Children, obey your parents in all things: for this is well pleasing unto the Lord. Fathers, provoke not your children to anger, lest they be discouraged.

The Greek root word translated "obey" is υπακουο (Latin: hupakouo) and refers to trust in parents, leading to respect. Replace "obey" with "trust" and you come to a roughly better translation of this word, with the accompanying verse written aside of minor children to parents. However, this trust was borne out of maternal warmth and sustenance, not fear of parents. Parents slept next to their children every night until adulthood, with children being swaddled in the nude next to mothers, with the child wrapped up in swaddling clothes even up until age 10 or even beyond. Children played freely, but ran to mothers especially as a "home base" of warmth and sustenance, with mothers treating children up to age 3 as infants, and nourishing them with breastfeeding, with breastfeeding being allowed everywhere in biblical times.

The Greek root word translated "provoke...to anger" is ερεθιζο (Latin: erethizo) and refers to provocations to anger, meaning any and all offenses against children, as defined as the slightest of offense perceived by a child. This commandment includes, by the intent of the inspired pen of the Apostle Paul, any punitive parenting, including physical or other forms of punishment, meaning any punishment and control in parenting. The Apostle Paul was convicting, with the delivery of this command, Greek Christians who held onto the idolatrous Hellenistic tradition of spanking children, which was seen as pagan according to Christian ordinance, and to be kept out of the church. The punishment of children was legally defensible under Roman law, but not Jewish law. Corporal punishment only existed in the Old Testament, but only as a summary punishment for a capital offense, in the form of judicial corporal punishment. This punishment applied to ADULT children, not children, with any mention of "child" in Proverbs referring to a young adult child in relation to a parent, and young adults could be charged with a crime. Minor children could not be charged with any criminal act or civil wrong, at all, under any circumstances, as parents were obligated to apologize for the damages caused by their child's mischief. Any parent that falsely defended their child in a court of law was charged as permissive to their children, but not a moment before then. Parenting in the Bible was attachment-based. A mother who refused to console her child with co-sleeping adamantly was seen as a provocation to anger when the child was aggrieved or offended by the refusal.

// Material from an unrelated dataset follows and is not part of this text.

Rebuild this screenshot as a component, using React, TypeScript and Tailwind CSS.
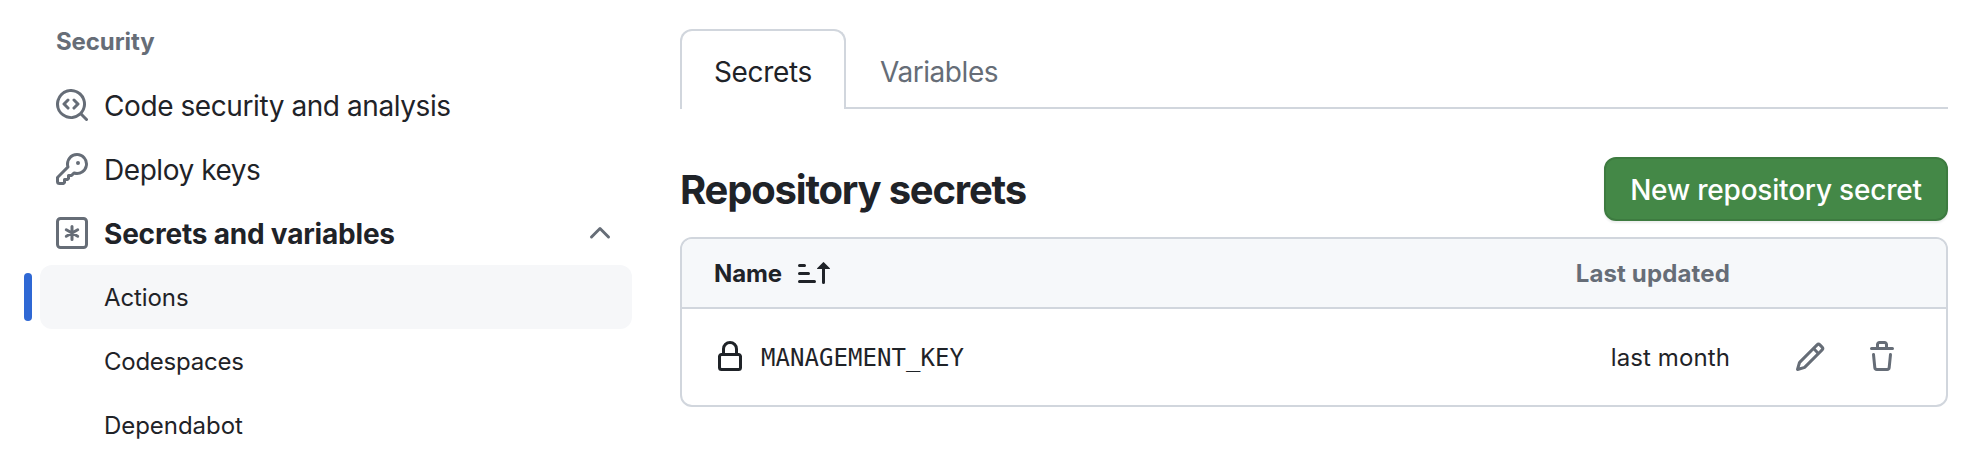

Sleeping next to your child was seen as a good thing. With girls in particular, co-sleeping lasted into adulthood. The first 12 years of her life involved closeness to mothers, except maybe in the Early Church, if she went with her father to learn a vocation as a church deacon or elder. Young women over age 12 slept next to their father at night until married off. Co-sleeping was a way for mothers in particular to win over respect for parents. The close bond that was nurtured lead to respect, and then listening to parents. Listening to parents in an attachment-based environment is a "tag along" experience for a child. I myself experienced both punitive and attachment parenting, and support attachment parenting through and through, and hate the punitive aspects of my upbringing through and through. My mother's only big mistake was time-out, and she'll admit she was simply following bad advice from the early 2000s children's rights movement. Co-sleeping is not traumatic, but invokes relaxing feelings next to mom when mentioned. I am an ardent supporter of attachment parenting, as done in the Bible, and I will never change my mind given the punitive parenting upbringing I had.

The depraved and entitled punitive and permissive parents who provoke children to anger will not inherit the Kingdom of God! Let them burn in the lake of fire and burning sulfur, which is the second death prepared for Satan and his accomplices! Let them suffer for all eternity in a Hell of fire and torment, enduring God's wrath forever and ever! Repent, for the Kingdom of Heaven is at hand!